WRITTEN REQUEST >> Scan the listing below and copy every line holding "page".

Interface markup and scripts >>
#####

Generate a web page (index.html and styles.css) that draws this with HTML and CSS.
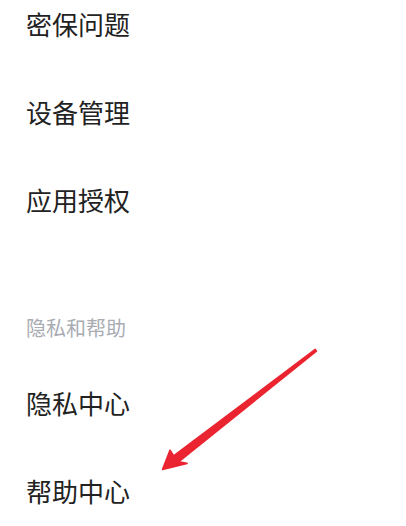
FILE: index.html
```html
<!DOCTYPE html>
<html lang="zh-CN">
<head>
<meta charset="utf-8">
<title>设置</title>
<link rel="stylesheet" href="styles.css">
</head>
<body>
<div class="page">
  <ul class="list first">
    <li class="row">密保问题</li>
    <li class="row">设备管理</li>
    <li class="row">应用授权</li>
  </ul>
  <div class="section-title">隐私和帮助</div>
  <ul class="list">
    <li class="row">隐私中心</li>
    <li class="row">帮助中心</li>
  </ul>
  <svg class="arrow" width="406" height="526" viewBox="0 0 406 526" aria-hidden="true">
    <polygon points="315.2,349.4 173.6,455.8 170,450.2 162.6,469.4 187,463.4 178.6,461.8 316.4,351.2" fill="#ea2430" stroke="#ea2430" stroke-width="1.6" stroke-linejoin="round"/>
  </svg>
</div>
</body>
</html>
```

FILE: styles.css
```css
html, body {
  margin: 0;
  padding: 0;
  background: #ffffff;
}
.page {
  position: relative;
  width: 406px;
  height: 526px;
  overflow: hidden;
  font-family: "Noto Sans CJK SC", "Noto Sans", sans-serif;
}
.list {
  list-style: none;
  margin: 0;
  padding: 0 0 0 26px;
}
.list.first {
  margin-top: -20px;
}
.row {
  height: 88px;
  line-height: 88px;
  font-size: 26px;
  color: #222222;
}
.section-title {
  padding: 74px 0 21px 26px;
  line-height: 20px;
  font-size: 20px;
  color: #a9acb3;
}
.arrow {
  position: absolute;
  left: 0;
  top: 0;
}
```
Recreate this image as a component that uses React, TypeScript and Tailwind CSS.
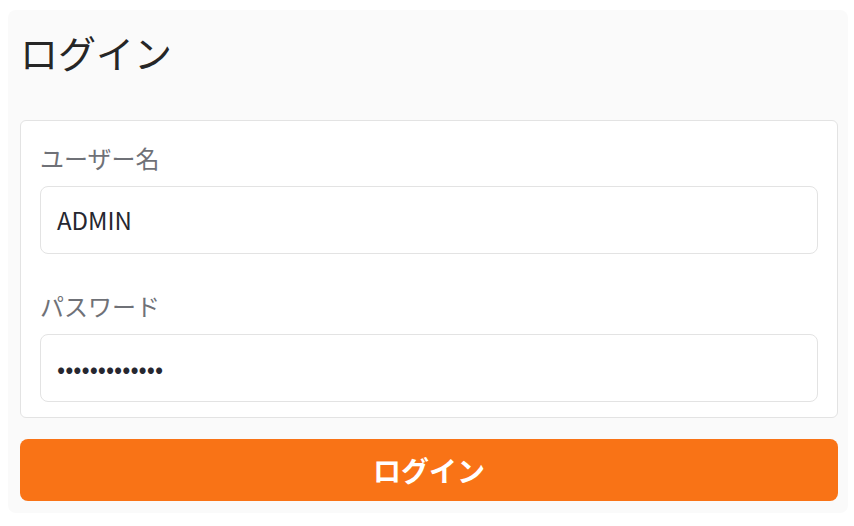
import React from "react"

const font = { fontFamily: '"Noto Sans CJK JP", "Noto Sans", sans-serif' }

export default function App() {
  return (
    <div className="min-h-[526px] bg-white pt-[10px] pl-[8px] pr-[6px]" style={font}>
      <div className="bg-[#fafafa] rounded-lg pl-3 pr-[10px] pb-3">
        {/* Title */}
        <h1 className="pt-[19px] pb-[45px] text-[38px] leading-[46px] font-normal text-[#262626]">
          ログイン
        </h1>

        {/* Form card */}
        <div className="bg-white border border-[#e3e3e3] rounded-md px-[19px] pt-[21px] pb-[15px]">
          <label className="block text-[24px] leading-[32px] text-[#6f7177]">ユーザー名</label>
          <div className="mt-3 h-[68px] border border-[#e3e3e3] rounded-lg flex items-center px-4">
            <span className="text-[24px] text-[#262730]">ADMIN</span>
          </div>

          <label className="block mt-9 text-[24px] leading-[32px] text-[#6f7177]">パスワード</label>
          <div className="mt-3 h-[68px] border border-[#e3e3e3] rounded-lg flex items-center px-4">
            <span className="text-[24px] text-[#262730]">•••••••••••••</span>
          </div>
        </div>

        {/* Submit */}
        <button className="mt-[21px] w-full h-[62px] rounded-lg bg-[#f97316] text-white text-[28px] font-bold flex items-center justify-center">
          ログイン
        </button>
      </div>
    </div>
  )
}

#####

FULL RESPONSE >>
Generate a web page (index.html and styles.css) that draws this with HTML and CSS.
<div class="page">
.page {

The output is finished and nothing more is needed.